What I find most helpful in the moment is Job’s description of the redemption of God.

“I know that my redeemer lives, and that in the end he will stand on the earth. And after my skin has been destroyed, yet in my flesh I will see God; I myself will see him with my own eyes-I, and not another. How my heart yearns within me!” (Job 19:25-27).


Job was sitting in the ash heap of a destroyed life. He was surrounded by fake friends offering bad advice. He had lost everything and was misunderstood by those closest to him.


Job’s faith in God was based on God’s track record. He believed that God was faithful in the past. Job also believed that he would see God in the future. Then, in his despair, Job cried out, “I know that my redeemer lives.” God in the past. God in the future. God in the present.
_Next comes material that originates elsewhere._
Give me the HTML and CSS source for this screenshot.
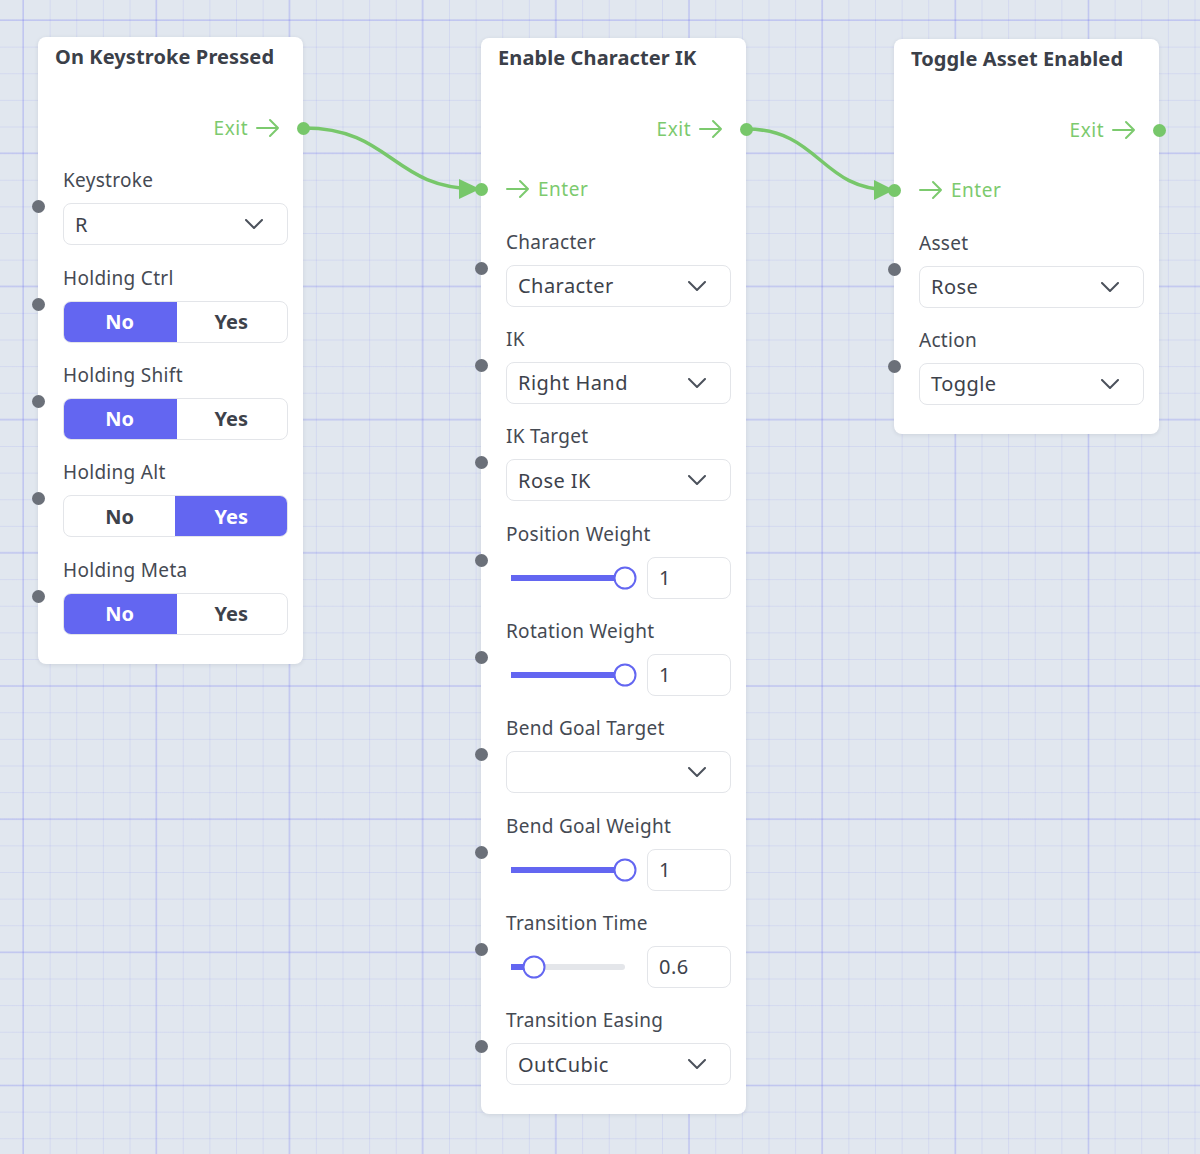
FILE: index.html
```html
<!DOCTYPE html>
<html lang="en">
<head>
<meta charset="utf-8">
<title>Flow editor</title>
<link rel="stylesheet" href="styles.css">
</head>
<body>
<div class="canvas">
  <svg class="wires" width="1200" height="1154" viewBox="0 0 1200 1154">
    <path class="wire" d="M304 128 C 392 128, 392 189, 478 189"/>
    <polygon class="wire-head" points="459,179 480,189 459,199"/>
    <path class="wire" d="M746 129 C 820 129, 820 190, 891 190"/>
    <polygon class="wire-head" points="874,180 894,190 874,200"/>
  </svg>

  <div class="node node-a">
    <div class="node-title">On Keystroke Pressed</div>
    <div class="node-body">
      <div class="flow-row exit">
        <span class="flow-text">Exit</span>
        <svg class="arrow" viewBox="0 0 24 24"><path d="M1 12h21M14 4l8 8-8 8"/></svg>
        <span class="dot dot-out"></span>
      </div>
      <div class="field">
        <span class="dot dot-in"></span>
        <div class="label">Keystroke</div>
        <div class="select"><span>R</span><svg class="chev" viewBox="0 0 18 10"><path d="M1 1l8 8 8-8"/></svg></div>
      </div>
      <div class="field">
        <span class="dot dot-in"></span>
        <div class="label">Holding Ctrl</div>
        <div class="toggle"><span class="opt on">No</span><span class="opt">Yes</span></div>
      </div>
      <div class="field">
        <span class="dot dot-in"></span>
        <div class="label">Holding Shift</div>
        <div class="toggle"><span class="opt on">No</span><span class="opt">Yes</span></div>
      </div>
      <div class="field">
        <span class="dot dot-in"></span>
        <div class="label">Holding Alt</div>
        <div class="toggle"><span class="opt">No</span><span class="opt on">Yes</span></div>
      </div>
      <div class="field">
        <span class="dot dot-in"></span>
        <div class="label">Holding Meta</div>
        <div class="toggle"><span class="opt on">No</span><span class="opt">Yes</span></div>
      </div>
    </div>
  </div>

  <div class="node node-b">
    <div class="node-title">Enable Character IK</div>
    <div class="node-body">
      <div class="flow-row exit">
        <span class="flow-text">Exit</span>
        <svg class="arrow" viewBox="0 0 24 24"><path d="M1 12h21M14 4l8 8-8 8"/></svg>
        <span class="dot dot-out"></span>
      </div>
      <div class="flow-row enter">
        <span class="dot dot-enter"></span>
        <svg class="arrow" viewBox="0 0 24 24"><path d="M1 12h21M14 4l8 8-8 8"/></svg>
        <span class="flow-text">Enter</span>
      </div>
      <div class="field">
        <span class="dot dot-in"></span>
        <div class="label">Character</div>
        <div class="select"><span>Character</span><svg class="chev" viewBox="0 0 18 10"><path d="M1 1l8 8 8-8"/></svg></div>
      </div>
      <div class="field">
        <span class="dot dot-in"></span>
        <div class="label">IK</div>
        <div class="select"><span>Right Hand</span><svg class="chev" viewBox="0 0 18 10"><path d="M1 1l8 8 8-8"/></svg></div>
      </div>
      <div class="field">
        <span class="dot dot-in"></span>
        <div class="label">IK Target</div>
        <div class="select"><span>Rose IK</span><svg class="chev" viewBox="0 0 18 10"><path d="M1 1l8 8 8-8"/></svg></div>
      </div>
      <div class="field">
        <span class="dot dot-in"></span>
        <div class="label">Position Weight</div>
        <div class="slider-row">
          <div class="slider"><div class="track"><div class="fill" style="width:100%"></div><div class="knob" style="left:100%"></div></div></div>
          <div class="num">1</div>
        </div>
      </div>
      <div class="field">
        <span class="dot dot-in"></span>
        <div class="label">Rotation Weight</div>
        <div class="slider-row">
          <div class="slider"><div class="track"><div class="fill" style="width:100%"></div><div class="knob" style="left:100%"></div></div></div>
          <div class="num">1</div>
        </div>
      </div>
      <div class="field">
        <span class="dot dot-in"></span>
        <div class="label">Bend Goal Target</div>
        <div class="select"><span></span><svg class="chev" viewBox="0 0 18 10"><path d="M1 1l8 8 8-8"/></svg></div>
      </div>
      <div class="field">
        <span class="dot dot-in"></span>
        <div class="label">Bend Goal Weight</div>
        <div class="slider-row">
          <div class="slider"><div class="track"><div class="fill" style="width:100%"></div><div class="knob" style="left:100%"></div></div></div>
          <div class="num">1</div>
        </div>
      </div>
      <div class="field">
        <span class="dot dot-in"></span>
        <div class="label">Transition Time</div>
        <div class="slider-row">
          <div class="slider"><div class="track"><div class="fill" style="width:20%"></div><div class="knob" style="left:20%"></div></div></div>
          <div class="num">0.6</div>
        </div>
      </div>
      <div class="field">
        <span class="dot dot-in"></span>
        <div class="label">Transition Easing</div>
        <div class="select"><span>OutCubic</span><svg class="chev" viewBox="0 0 18 10"><path d="M1 1l8 8 8-8"/></svg></div>
      </div>
    </div>
  </div>

  <div class="node node-c">
    <div class="node-title">Toggle Asset Enabled</div>
    <div class="node-body">
      <div class="flow-row exit">
        <span class="flow-text">Exit</span>
        <svg class="arrow" viewBox="0 0 24 24"><path d="M1 12h21M14 4l8 8-8 8"/></svg>
        <span class="dot dot-out"></span>
      </div>
      <div class="flow-row enter">
        <span class="dot dot-enter"></span>
        <svg class="arrow" viewBox="0 0 24 24"><path d="M1 12h21M14 4l8 8-8 8"/></svg>
        <span class="flow-text">Enter</span>
      </div>
      <div class="field">
        <span class="dot dot-in"></span>
        <div class="label">Asset</div>
        <div class="select"><span>Rose</span><svg class="chev" viewBox="0 0 18 10"><path d="M1 1l8 8 8-8"/></svg></div>
      </div>
      <div class="field">
        <span class="dot dot-in"></span>
        <div class="label">Action</div>
        <div class="select"><span>Toggle</span><svg class="chev" viewBox="0 0 18 10"><path d="M1 1l8 8 8-8"/></svg></div>
      </div>
    </div>
  </div>
</div>
</body>
</html>
```

FILE: styles.css
```css
* { box-sizing: border-box; }

html, body {
  margin: 0;
  padding: 0;
}

body {
  font-family: "Noto Sans", "Open Sans", sans-serif;
  color: #374151;
}

.canvas {
  position: relative;
  width: 1200px;
  height: 1154px;
  overflow: hidden;
  background-color: #e1e7ef;
  background-image:
    linear-gradient(to right, rgba(99, 102, 241, 0.16) 2px, transparent 2px),
    linear-gradient(to bottom, rgba(99, 102, 241, 0.16) 2px, transparent 2px),
    linear-gradient(to right, rgba(99, 102, 241, 0.11) 1px, transparent 1px),
    linear-gradient(to bottom, rgba(99, 102, 241, 0.11) 1px, transparent 1px);
  background-size: 133.2px 133.2px, 133.2px 133.2px, 26.64px 26.64px, 26.64px 26.64px;
  background-position: 22px 19px, 22px 19px, 23px 20px, 23px 20px;
}

.wires {
  position: absolute;
  left: 0;
  top: 0;
}

.wire {
  fill: none;
  stroke: #77c76a;
  stroke-width: 3.5;
  stroke-linecap: round;
}

.wire-head {
  fill: #77c76a;
}

.node {
  position: absolute;
  width: 265px;
  background: #fff;
  border-radius: 8px;
  box-shadow: 0 1px 4px rgba(30, 41, 59, 0.1);
  padding-bottom: 29px;
}

.node-a { left: 38px; top: 37px; }
.node-b { left: 481px; top: 38px; }
.node-c { left: 894px; top: 39px; }

.node-title {
  padding: 6px 17px 0;
  height: 34px;
  font-size: 20px;
  line-height: 28px;
  font-weight: 700;
  letter-spacing: 0.1px;
  color: #3b4049;
  white-space: nowrap;
}

.node-body {
  display: flex;
  flex-direction: column;
  gap: 20.33px;
  padding: 37px 15px 0 25px;
}

.flow-row {
  position: relative;
  display: flex;
  align-items: center;
  height: 40px;
  color: #7cca6e;
  font-size: 19px;
  letter-spacing: 0.5px;
}

.flow-row.exit {
  justify-content: flex-end;
  gap: 8px;
  padding-right: 8px;
}

.flow-row.enter {
  gap: 8px;
}

.arrow {
  width: 24px;
  height: 24px;
  fill: none;
  stroke: #7cca6e;
  stroke-width: 2;
  stroke-linecap: round;
  stroke-linejoin: round;
}

.dot {
  position: absolute;
  width: 13px;
  height: 13px;
  border-radius: 50%;
  top: 50%;
  margin-top: -6.5px;
}

.dot-out {
  right: -21.5px;
  background: #77c76a;
}

.dot-enter {
  left: -31.5px;
  background: #77c76a;
}

.dot-in {
  left: -31.5px;
  background: #6b7079;
}

.field {
  position: relative;
  display: flex;
  flex-direction: column;
  gap: 11px;
}

.label {
  height: 24px;
  font-size: 19px;
  line-height: 24px;
  letter-spacing: 0.3px;
  color: #454a53;
  white-space: nowrap;
}

.select {
  display: flex;
  align-items: center;
  justify-content: space-between;
  height: 42px;
  padding: 0 24px 0 11px;
  border: 1px solid #e3e5e9;
  border-radius: 8px;
  font-size: 20px;
  letter-spacing: 0.45px;
  color: #3d424b;
}

.chev {
  width: 18px;
  height: 10px;
  fill: none;
  stroke: #4b515b;
  stroke-width: 2;
  stroke-linecap: round;
  stroke-linejoin: round;
}

.toggle {
  display: grid;
  grid-template-columns: 1fr 1fr;
  height: 42px;
  border: 1px solid #e3e5e9;
  border-radius: 8px;
  overflow: hidden;
}

.opt {
  display: flex;
  align-items: center;
  justify-content: center;
  font-size: 20px;
  font-weight: 700;
  color: #3d424b;
}

.opt.on {
  margin: -1px;
  background: #6366f1;
  color: #fff;
}

.slider-row {
  display: flex;
  align-items: center;
  gap: 10px;
  height: 42px;
}

.slider {
  flex: 1;
  display: flex;
  align-items: center;
  padding: 0 12px 0 5px;
}

.track {
  position: relative;
  flex: 1;
  height: 6px;
  border-radius: 3px;
  background: #e4e6ea;
}

.fill {
  height: 100%;
  background: #6366f1;
}

.knob {
  position: absolute;
  top: 50%;
  width: 23px;
  height: 23px;
  border: 2.5px solid #6366f1;
  border-radius: 50%;
  background: #fff;
  transform: translate(-50%, -50%);
}

.num {
  width: 84px;
  height: 42px;
  display: flex;
  align-items: center;
  padding-left: 11px;
  border: 1px solid #e3e5e9;
  border-radius: 8px;
  font-size: 20px;
  letter-spacing: 0.45px;
  color: #3d424b;
}
```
I can talk about Christ’s work on the cross to redeem me as a work in the past. I can look forward to the salvation and redemption of the world when the new kingdom comes in the future. What I need to remember is that my Redeemer lives and works in my life today.


Jesus is alive and working today. The disappointments and messiness of the past do not change the faithfulness of God in the past or in the future. The work of Christ to redeem all things continues even at this moment.


He is the light in the darkness,

mercy and grace to the wandering,

the renewal of mindsets and attitudes,

the hope and help in moments of distress,

the One who hears and cares,

the healer and mender of broken things.


Today, I know and declare that my Redeemer lives.


“We were buried therefore with him by baptism into death, in order that, just as Christ was raised from the dead by the glory of the Father, we too might walk in newness of life” (Romans 6:4).